Instruction: Leaving the pictures aside, transcribe every line below exactly.

Dataset section:
----

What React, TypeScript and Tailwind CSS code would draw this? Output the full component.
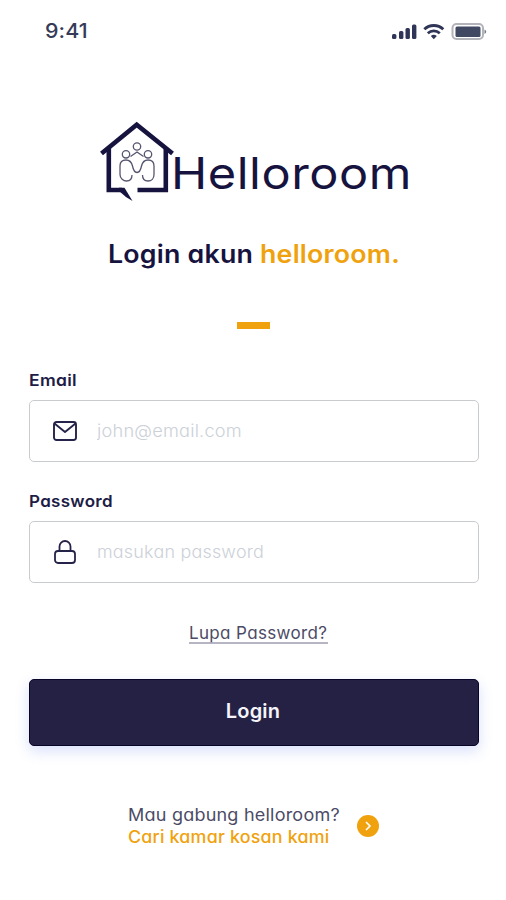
import type { ReactNode } from "react";

type FieldProps = {
  id: string;
  label: string;
  type: string;
  placeholder: string;
  placeholderClass: string;
  labelClass: string;
  icon: ReactNode;
};

function StatusBar() {
  return (
    <header className="flex h-[62px] items-center justify-between pr-[19px] pl-[45px] text-[#363a59]">
      <span className="origin-left scale-x-[1.07] text-[20px] leading-none font-medium tracking-[0.1px]">9:41</span>
      <svg width="96" height="20" viewBox="0 0 96 20" fill="none">
        <g fill="#2f3557">
          <rect x="1" y="13" width="4.4" height="5" rx="1.5" />
          <rect x="8" y="10" width="4.4" height="8" rx="1.5" />
          <rect x="14.5" y="7" width="4.4" height="11" rx="1.5" />
          <rect x="21" y="3.5" width="4.4" height="14.5" rx="1.5" />
          <path d="M39.8 15a4.5 4.5 0 0 1 6 0l-3 3.2Z" />
        </g>
        <g stroke="#2f3557" strokeWidth="2.8">
          <path d="M33.3 8.2a14 14 0 0 1 19 0" />
          <path d="M36.8 12.2a9 9 0 0 1 12 0" />
        </g>
        <rect x="61.5" y="3" width="30.5" height="15" rx="4" stroke="#b3b3ba" strokeWidth="2" />
        <rect x="64.5" y="5.5" width="25" height="10.5" rx="1.5" fill="#414862" />
        <path d="M93.5 8.5q3.5 2 0 4.5Z" fill="#777b8c" />
      </svg>
    </header>
  );
}

function Logo() {
  return (
    <div className="flex h-[84px] pl-[100px] text-[#17133f]">
      <svg className="shrink-0" width="74" height="84" viewBox="0 0 74 84" fill="none">
        <g stroke="currentColor" strokeWidth="4.6">
          <path d="M1.5 33.5 36.7 4.8 72.5 33.5" />
          <path d="M8.8 28v42H22" />
          <path d="M65.8 28v42H37.5" />
        </g>
        <path d="M19 67.7h5.5L32.5 81Q25 77 19 71Z" fill="currentColor" />
        <g stroke="#55556e" strokeWidth="1.3">
          <circle cx="37" cy="26.5" r="3.7" />
          <circle cx="26" cy="34.3" r="3.7" />
          <circle cx="48" cy="34.3" r="3.7" />
          <path d="m30.5 36.5 6.5-4.5 6.5 4.5" />
          <path d="M32 55c0 4-2.5 6-5.5 6S20 58.5 20 54.5V46c0-4 2.5-6 6-6s5.5 2 6.5 6c.8 4 2 6.5 4.5 6.5s3.7-2.5 4.5-6.5c1-4 3-6 6.5-6s6 2 6 6v8.5c0 4-2.5 6.5-6 6.5s-5.5-2-5.5-6" />
        </g>
      </svg>
      <span className="mt-[29px] -ml-[3.5px] origin-left scale-x-[1.12] text-[43.5px] leading-[48px] font-normal tracking-[0.5px]">
        Helloroom
      </span>
    </div>
  );
}

function MailIcon() {
  return (
    <svg width="24" height="20" viewBox="0 0 24 20" fill="none" stroke="#26234a" strokeWidth="1.9" strokeLinejoin="round">
      <rect x="1" y="1" width="22" height="18" rx="2.5" />
      <path d="m1.5 2.5 10.5 8.5L22.5 2.5" />
    </svg>
  );
}

function LockIcon() {
  return (
    <svg width="24" height="24" viewBox="0 0 24 24" fill="none" stroke="#26234a" strokeWidth="1.8">
      <rect x="2" y="11" width="20" height="12" rx="3" />
      <path d="M6.5 11V6.5a5.5 5.5 0 0 1 11 0V11" />
    </svg>
  );
}

function Field({ id, label, type, placeholder, placeholderClass, labelClass, icon }: FieldProps) {
  return (
    <div>
      <label htmlFor={id} className={`block origin-left text-[16.5px] leading-5 font-semibold text-[#201c45] ${labelClass}`}>
        {label}
      </label>
      <div className="mt-[10px] flex h-[62px] items-center rounded-[5px] border-[1.5px] border-[#c9cccf] pl-[23px]">
        <span className="flex w-6 justify-center">{icon}</span>
        <input
          id={id}
          type={type}
          placeholder={placeholder}
          className={`mt-px ml-[20px] w-[300px] origin-left bg-transparent text-[17px] font-light outline-none placeholder:text-[#ccd1d8] ${placeholderClass}`}
        />
      </div>
    </div>
  );
}

export default function App() {
  return (
    <main className="h-[900px] w-[506px] overflow-hidden bg-white font-['Inter','Noto_Sans',sans-serif] [font-feature-settings:'cv11']">
      <StatusBar />
      <div className="mt-[58px]">
        <Logo />
      </div>
      <h1 className="mt-[34px] ml-[108px] w-[300px] origin-left scale-x-[1.07] text-[25px] leading-8 font-semibold tracking-[0.2px] whitespace-nowrap text-[#17133f]">
        Login akun <span className="text-[#f0a20e]">helloroom.</span>
      </h1>
      <div className="mt-[52px] ml-[237px] h-[7px] w-[33px] bg-[#f0a20e]" />

      <form className="mt-[41px] mr-[27px] ml-[29px]">
        <Field
          id="email"
          label="Email"
          type="email"
          placeholder="john@email.com"
          placeholderClass="scale-x-[1.07] tracking-[0.2px]"
          labelClass="scale-x-[1.06] tracking-[0.3px]"
          icon={<MailIcon />}
        />
        <div className="mt-[29px]">
          <Field
            id="password"
            label="Password"
            type="password"
            placeholder="masukan password"
            placeholderClass="scale-x-[1.055] tracking-[0.2px]"
            labelClass="scale-x-[1.03] tracking-[0.3px]"
            icon={<LockIcon />}
          />
        </div>
        <a
          href="#lupa"
          className="mt-[40px] ml-[160px] block h-[21px] w-[139px] border-b-2 border-[#b5b5c3] text-[17px] leading-[21px] tracking-[0.35px] whitespace-nowrap text-[#4b4b66]"
        >
          Lupa Password?
        </a>
        <button
          type="button"
          className="mt-[35px] flex h-[67px] w-full items-center justify-center rounded-[5px] border-[1.5px] border-[#080528] bg-[#242144] pr-[2px] pb-[3px] text-[20px] font-semibold tracking-[0.2px] text-[#f4f4fa] shadow-[0_5px_14px_rgba(80,110,230,0.22)]"
        >
          Login
        </button>
      </form>

      <footer className="mt-[58px] flex items-center pl-[128px] text-[17px] leading-[22px]">
        <div className="w-[229px] whitespace-nowrap">
          <p className="origin-left scale-x-[1.06] tracking-[0.2px] text-[#4b4b66]">Mau gabung helloroom?</p>
          <p className="origin-left scale-x-[1.05] font-medium tracking-[0.2px] text-[#f0a20e]">Cari kamar kosan kami</p>
        </div>
        <span className="flex size-[22px] items-center justify-center rounded-full bg-[#f0a20e]">
          <svg width="8" height="10" viewBox="0 0 8 10" fill="none" stroke="#fff" strokeWidth="1.6">
            <path d="m2 1 4 4-4 4" />
          </svg>
        </span>
      </footer>
    </main>
  );
}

----

Correct answer:
What React, TypeScript and Tailwind CSS code would draw this? Output the full component.
import type { ReactNode } from "react";

type FieldProps = {
  id: string;
  label: string;
  type: string;
  placeholder: string;
  placeholderClass: string;
  labelClass: string;
  icon: ReactNode;
};

function StatusBar() {
  return (
    <header className="flex h-[62px] items-center justify-between pr-[19px] pl-[45px] text-[#363a59]">
      <span className="origin-left scale-x-[1.07] text-[20px] leading-none font-medium tracking-[0.1px]">9:41</span>
      <svg width="96" height="20" viewBox="0 0 96 20" fill="none">
        <g fill="#2f3557">
          <rect x="1" y="13" width="4.4" height="5" rx="1.5" />
          <rect x="8" y="10" width="4.4" height="8" rx="1.5" />
          <rect x="14.5" y="7" width="4.4" height="11" rx="1.5" />
          <rect x="21" y="3.5" width="4.4" height="14.5" rx="1.5" />
          <path d="M39.8 15a4.5 4.5 0 0 1 6 0l-3 3.2Z" />
        </g>
        <g stroke="#2f3557" strokeWidth="2.8">
          <path d="M33.3 8.2a14 14 0 0 1 19 0" />
          <path d="M36.8 12.2a9 9 0 0 1 12 0" />
        </g>
        <rect x="61.5" y="3" width="30.5" height="15" rx="4" stroke="#b3b3ba" strokeWidth="2" />
        <rect x="64.5" y="5.5" width="25" height="10.5" rx="1.5" fill="#414862" />
        <path d="M93.5 8.5q3.5 2 0 4.5Z" fill="#777b8c" />
      </svg>
    </header>
  );
}

function Logo() {
  return (
    <div className="flex h-[84px] pl-[100px] text-[#17133f]">
      <svg className="shrink-0" width="74" height="84" viewBox="0 0 74 84" fill="none">
        <g stroke="currentColor" strokeWidth="4.6">
          <path d="M1.5 33.5 36.7 4.8 72.5 33.5" />
          <path d="M8.8 28v42H22" />
          <path d="M65.8 28v42H37.5" />
        </g>
        <path d="M19 67.7h5.5L32.5 81Q25 77 19 71Z" fill="currentColor" />
        <g stroke="#55556e" strokeWidth="1.3">
          <circle cx="37" cy="26.5" r="3.7" />
          <circle cx="26" cy="34.3" r="3.7" />
          <circle cx="48" cy="34.3" r="3.7" />
          <path d="m30.5 36.5 6.5-4.5 6.5 4.5" />
          <path d="M32 55c0 4-2.5 6-5.5 6S20 58.5 20 54.5V46c0-4 2.5-6 6-6s5.5 2 6.5 6c.8 4 2 6.5 4.5 6.5s3.7-2.5 4.5-6.5c1-4 3-6 6.5-6s6 2 6 6v8.5c0 4-2.5 6.5-6 6.5s-5.5-2-5.5-6" />
        </g>
      </svg>
      <span className="mt-[29px] -ml-[3.5px] origin-left scale-x-[1.12] text-[43.5px] leading-[48px] font-normal tracking-[0.5px]">
        Helloroom
      </span>
    </div>
  );
}

function MailIcon() {
  return (
    <svg width="24" height="20" viewBox="0 0 24 20" fill="none" stroke="#26234a" strokeWidth="1.9" strokeLinejoin="round">
      <rect x="1" y="1" width="22" height="18" rx="2.5" />
      <path d="m1.5 2.5 10.5 8.5L22.5 2.5" />
    </svg>
  );
}

function LockIcon() {
  return (
    <svg width="24" height="24" viewBox="0 0 24 24" fill="none" stroke="#26234a" strokeWidth="1.8">
      <rect x="2" y="11" width="20" height="12" rx="3" />
      <path d="M6.5 11V6.5a5.5 5.5 0 0 1 11 0V11" />
    </svg>
  );
}

function Field({ id, label, type, placeholder, placeholderClass, labelClass, icon }: FieldProps) {
  return (
    <div>
      <label htmlFor={id} className={`block origin-left text-[16.5px] leading-5 font-semibold text-[#201c45] ${labelClass}`}>
        {label}
      </label>
      <div className="mt-[10px] flex h-[62px] items-center rounded-[5px] border-[1.5px] border-[#c9cccf] pl-[23px]">
        <span className="flex w-6 justify-center">{icon}</span>
        <input
          id={id}
          type={type}
          placeholder={placeholder}
          className={`mt-px ml-[20px] w-[300px] origin-left bg-transparent text-[17px] font-light outline-none placeholder:text-[#ccd1d8] ${placeholderClass}`}
        />
      </div>
    </div>
  );
}

export default function App() {
  return (
    <main className="h-[900px] w-[506px] overflow-hidden bg-white font-['Inter','Noto_Sans',sans-serif] [font-feature-settings:'cv11']">
      <StatusBar />
      <div className="mt-[58px]">
        <Logo />
      </div>
      <h1 className="mt-[34px] ml-[108px] w-[300px] origin-left scale-x-[1.07] text-[25px] leading-8 font-semibold tracking-[0.2px] whitespace-nowrap text-[#17133f]">
        Login akun <span className="text-[#f0a20e]">helloroom.</span>
      </h1>
      <div className="mt-[52px] ml-[237px] h-[7px] w-[33px] bg-[#f0a20e]" />

      <form className="mt-[41px] mr-[27px] ml-[29px]">
        <Field
          id="email"
          label="Email"
          type="email"
          placeholder="john@email.com"
          placeholderClass="scale-x-[1.07] tracking-[0.2px]"
          labelClass="scale-x-[1.06] tracking-[0.3px]"
          icon={<MailIcon />}
        />
        <div className="mt-[29px]">
          <Field
            id="password"
            label="Password"
            type="password"
            placeholder="masukan password"
            placeholderClass="scale-x-[1.055] tracking-[0.2px]"
            labelClass="scale-x-[1.03] tracking-[0.3px]"
            icon={<LockIcon />}
          />
        </div>
        <a
          href="#lupa"
          className="mt-[40px] ml-[160px] block h-[21px] w-[139px] border-b-2 border-[#b5b5c3] text-[17px] leading-[21px] tracking-[0.35px] whitespace-nowrap text-[#4b4b66]"
        >
          Lupa Password?
        </a>
        <button
          type="button"
          className="mt-[35px] flex h-[67px] w-full items-center justify-center rounded-[5px] border-[1.5px] border-[#080528] bg-[#242144] pr-[2px] pb-[3px] text-[20px] font-semibold tracking-[0.2px] text-[#f4f4fa] shadow-[0_5px_14px_rgba(80,110,230,0.22)]"
        >
          Login
        </button>
      </form>

      <footer className="mt-[58px] flex items-center pl-[128px] text-[17px] leading-[22px]">
        <div className="w-[229px] whitespace-nowrap">
          <p className="origin-left scale-x-[1.06] tracking-[0.2px] text-[#4b4b66]">Mau gabung helloroom?</p>
          <p className="origin-left scale-x-[1.05] font-medium tracking-[0.2px] text-[#f0a20e]">Cari kamar kosan kami</p>
        </div>
        <span className="flex size-[22px] items-center justify-center rounded-full bg-[#f0a20e]">
          <svg width="8" height="10" viewBox="0 0 8 10" fill="none" stroke="#fff" strokeWidth="1.6">
            <path d="m2 1 4 4-4 4" />
          </svg>
        </span>
      </footer>
    </main>
  );
}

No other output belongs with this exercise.